WORK INSTRUCTIONS> From the records below, extract all the text exactly and leave the images behind.

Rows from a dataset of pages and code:
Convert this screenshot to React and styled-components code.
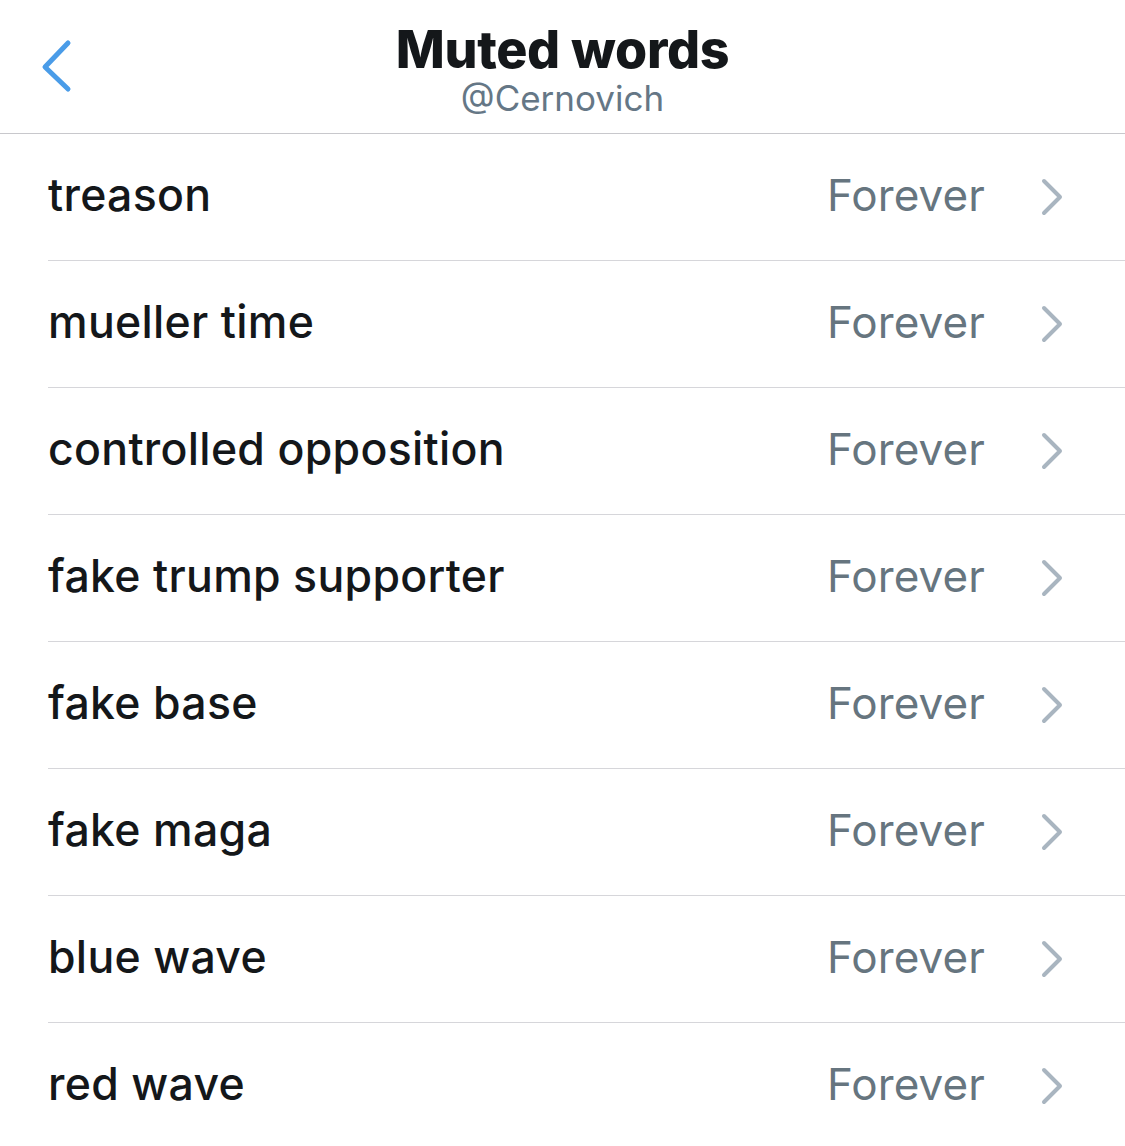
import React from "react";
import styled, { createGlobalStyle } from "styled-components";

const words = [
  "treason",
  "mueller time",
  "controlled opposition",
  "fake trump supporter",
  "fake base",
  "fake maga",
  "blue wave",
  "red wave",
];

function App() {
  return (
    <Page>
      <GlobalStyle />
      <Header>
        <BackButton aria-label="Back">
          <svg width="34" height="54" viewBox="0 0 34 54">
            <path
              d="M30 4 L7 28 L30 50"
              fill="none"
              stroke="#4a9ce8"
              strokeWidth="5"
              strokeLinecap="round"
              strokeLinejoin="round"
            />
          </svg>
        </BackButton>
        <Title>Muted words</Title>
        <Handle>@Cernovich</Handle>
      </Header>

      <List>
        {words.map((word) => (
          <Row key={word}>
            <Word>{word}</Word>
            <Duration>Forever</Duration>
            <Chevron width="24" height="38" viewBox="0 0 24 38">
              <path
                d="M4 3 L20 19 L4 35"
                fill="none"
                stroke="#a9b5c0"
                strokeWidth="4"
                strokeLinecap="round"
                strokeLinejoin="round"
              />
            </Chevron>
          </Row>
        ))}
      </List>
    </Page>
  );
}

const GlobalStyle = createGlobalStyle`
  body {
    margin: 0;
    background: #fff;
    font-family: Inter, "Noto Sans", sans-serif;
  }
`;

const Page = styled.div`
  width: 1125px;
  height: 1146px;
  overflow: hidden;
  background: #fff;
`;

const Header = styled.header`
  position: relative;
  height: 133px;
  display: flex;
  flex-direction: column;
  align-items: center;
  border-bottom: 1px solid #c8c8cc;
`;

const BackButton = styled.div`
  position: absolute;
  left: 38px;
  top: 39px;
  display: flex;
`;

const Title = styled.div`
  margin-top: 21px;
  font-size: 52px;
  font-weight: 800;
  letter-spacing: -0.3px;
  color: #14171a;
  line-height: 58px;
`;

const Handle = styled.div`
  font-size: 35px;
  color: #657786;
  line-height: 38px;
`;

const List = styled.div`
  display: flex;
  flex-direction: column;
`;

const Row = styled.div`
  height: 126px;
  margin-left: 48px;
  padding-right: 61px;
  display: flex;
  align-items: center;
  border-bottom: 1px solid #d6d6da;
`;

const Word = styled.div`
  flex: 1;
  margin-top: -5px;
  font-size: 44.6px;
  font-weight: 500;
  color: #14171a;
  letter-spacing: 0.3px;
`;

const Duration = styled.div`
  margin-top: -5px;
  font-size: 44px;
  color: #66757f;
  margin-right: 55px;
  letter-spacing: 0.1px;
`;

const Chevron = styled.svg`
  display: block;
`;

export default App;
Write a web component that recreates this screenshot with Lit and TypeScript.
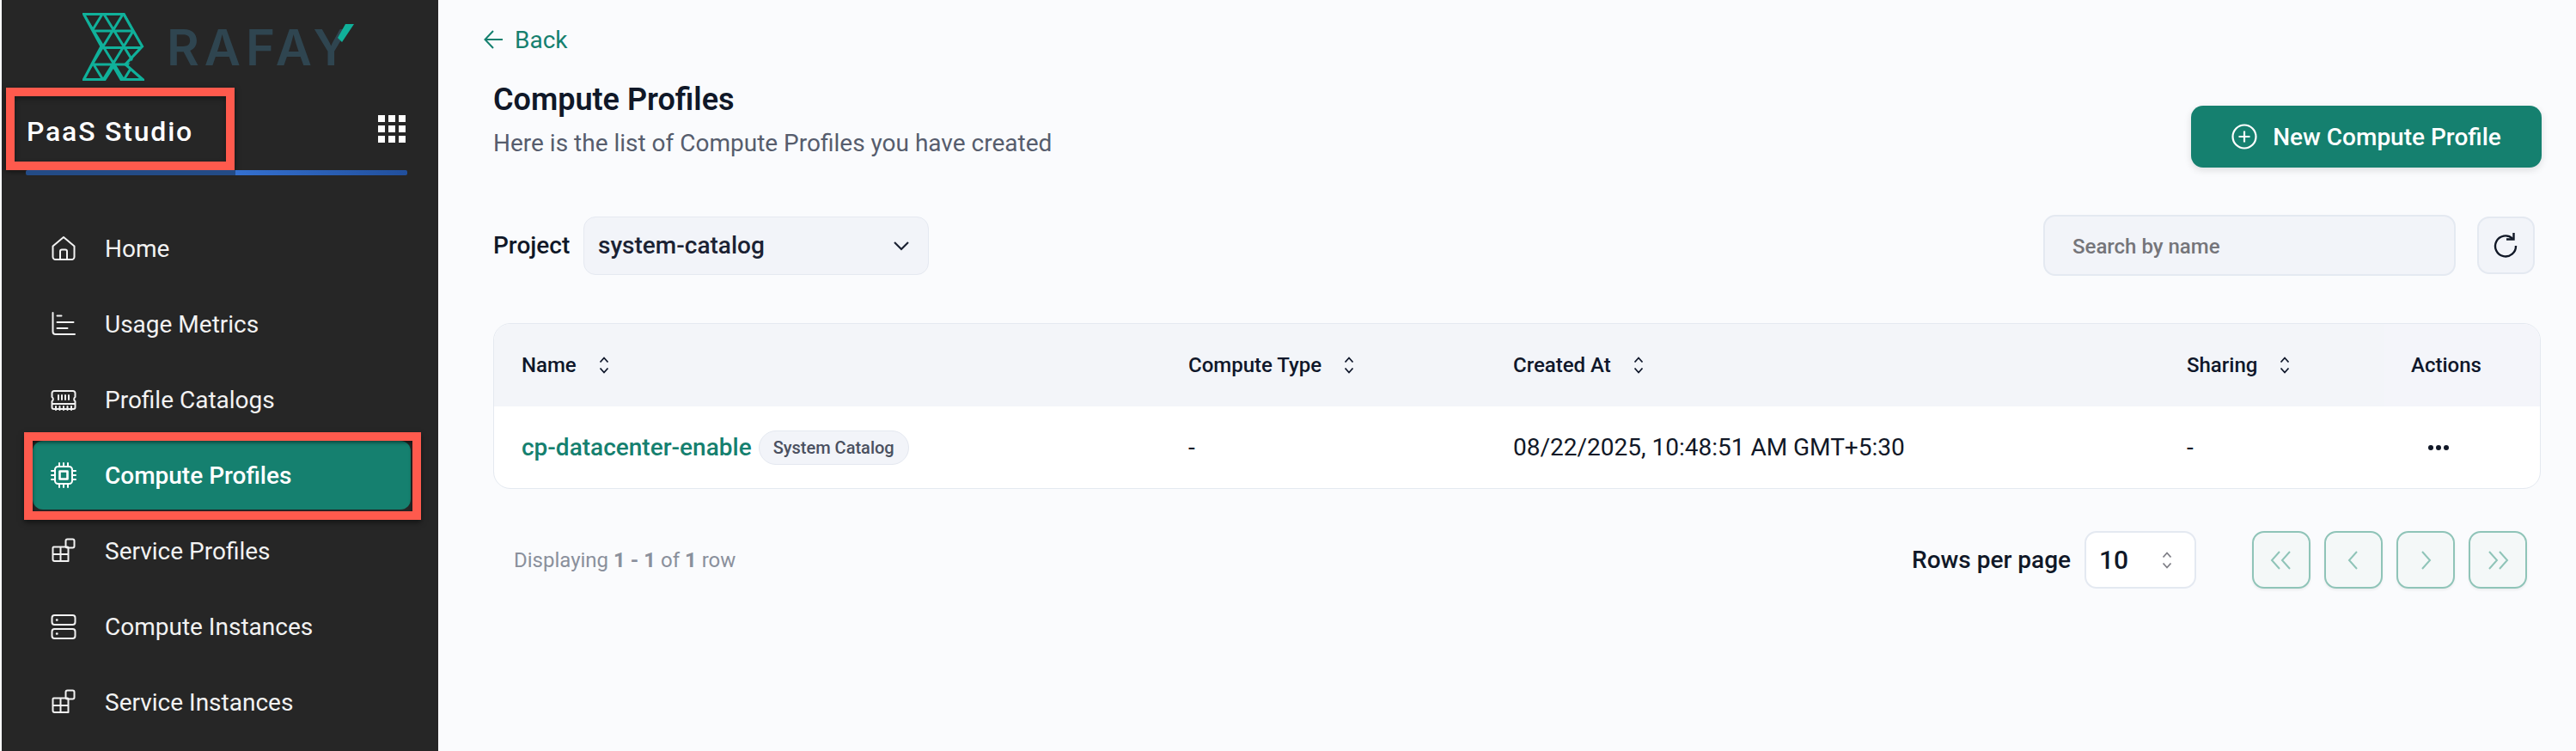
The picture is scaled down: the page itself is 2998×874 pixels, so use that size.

SOLUTION>
Convert this screenshot to React and styled-components code.
import React from "react";
import styled, { createGlobalStyle } from "styled-components";

const words = [
  "treason",
  "mueller time",
  "controlled opposition",
  "fake trump supporter",
  "fake base",
  "fake maga",
  "blue wave",
  "red wave",
];

function App() {
  return (
    <Page>
      <GlobalStyle />
      <Header>
        <BackButton aria-label="Back">
          <svg width="34" height="54" viewBox="0 0 34 54">
            <path
              d="M30 4 L7 28 L30 50"
              fill="none"
              stroke="#4a9ce8"
              strokeWidth="5"
              strokeLinecap="round"
              strokeLinejoin="round"
            />
          </svg>
        </BackButton>
        <Title>Muted words</Title>
        <Handle>@Cernovich</Handle>
      </Header>

      <List>
        {words.map((word) => (
          <Row key={word}>
            <Word>{word}</Word>
            <Duration>Forever</Duration>
            <Chevron width="24" height="38" viewBox="0 0 24 38">
              <path
                d="M4 3 L20 19 L4 35"
                fill="none"
                stroke="#a9b5c0"
                strokeWidth="4"
                strokeLinecap="round"
                strokeLinejoin="round"
              />
            </Chevron>
          </Row>
        ))}
      </List>
    </Page>
  );
}

const GlobalStyle = createGlobalStyle`
  body {
    margin: 0;
    background: #fff;
    font-family: Inter, "Noto Sans", sans-serif;
  }
`;

const Page = styled.div`
  width: 1125px;
  height: 1146px;
  overflow: hidden;
  background: #fff;
`;

const Header = styled.header`
  position: relative;
  height: 133px;
  display: flex;
  flex-direction: column;
  align-items: center;
  border-bottom: 1px solid #c8c8cc;
`;

const BackButton = styled.div`
  position: absolute;
  left: 38px;
  top: 39px;
  display: flex;
`;

const Title = styled.div`
  margin-top: 21px;
  font-size: 52px;
  font-weight: 800;
  letter-spacing: -0.3px;
  color: #14171a;
  line-height: 58px;
`;

const Handle = styled.div`
  font-size: 35px;
  color: #657786;
  line-height: 38px;
`;

const List = styled.div`
  display: flex;
  flex-direction: column;
`;

const Row = styled.div`
  height: 126px;
  margin-left: 48px;
  padding-right: 61px;
  display: flex;
  align-items: center;
  border-bottom: 1px solid #d6d6da;
`;

const Word = styled.div`
  flex: 1;
  margin-top: -5px;
  font-size: 44.6px;
  font-weight: 500;
  color: #14171a;
  letter-spacing: 0.3px;
`;

const Duration = styled.div`
  margin-top: -5px;
  font-size: 44px;
  color: #66757f;
  margin-right: 55px;
  letter-spacing: 0.1px;
`;

const Chevron = styled.svg`
  display: block;
`;

export default App;
Write a web component that recreates this screenshot with Lit and TypeScript.
The picture is scaled down: the page itself is 2998×874 pixels, so use that size.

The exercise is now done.